C’est surtout dans notre génération et grâce, en grande partie, à l’impact de Vatican II que nous sommes en train de revenir à la vision plus ample et plus authentique de l’Eglise primitive. Nous recommençons à voir comment “le catholicisme est essentiellement social. Social, au sens le plus profond du terme : non pas seulement par ses applications dans le domaine des institutions naturelles, mais d’abord en lui-même, en son centre le plus mystérieux, dans l’essence de sa dogmatique (1)”. […] Il devrait être clair à présent que “l’action en faveur de la justice et la participation à la transformation du monde” est précisément et de ce fait “une dimension constitutive de la prédication de l’Evangile (2)”, de même que l’établissement d’une vraie communauté est une dimension constitutive de la fraction du pain.

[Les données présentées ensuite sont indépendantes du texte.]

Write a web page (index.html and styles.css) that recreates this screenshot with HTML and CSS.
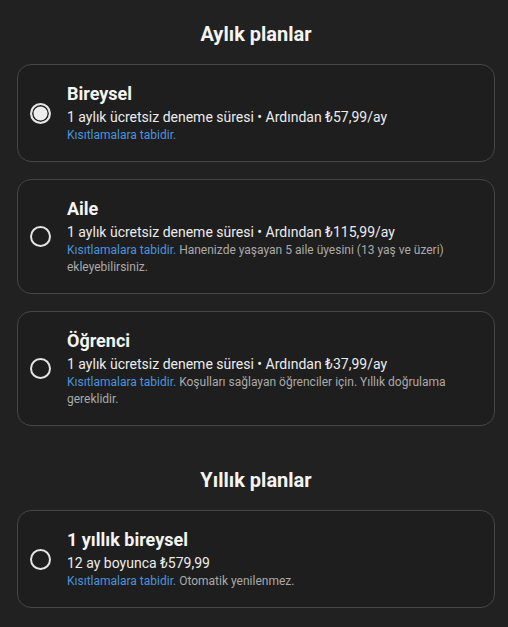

Voilà un message authentiquement révolutionnaire. Nous connaissons la violence de son impact dans le monde romain, où surgirent et commencèrent à se répandre les premières communautés chrétiennes. Philon parle de “ce partage fraternel qui dépasse toute description (3)”, tandis que l’historien juif Flavius Josèphe mentionne le dédain des chrétiens pour les richesses et “leur merveilleux esprit communautaire”, ce qui voulait dire qu’ “il n’y a pas un seul pauvre parmi eux (4)”. Dans un autre passage bien connu, Tertullien raconte comment les païens d’Afrique s’exclamaient d’admiration à l’arrivée des premiers chrétiens : “Regardez comme ils s’aiment (5)”.

Est-ce trop que de croire que ce sont là des témoignages attendus par le monde aujourd’hui, ou d’espérer que nous autres chrétiens, serons capables de les lui porter ?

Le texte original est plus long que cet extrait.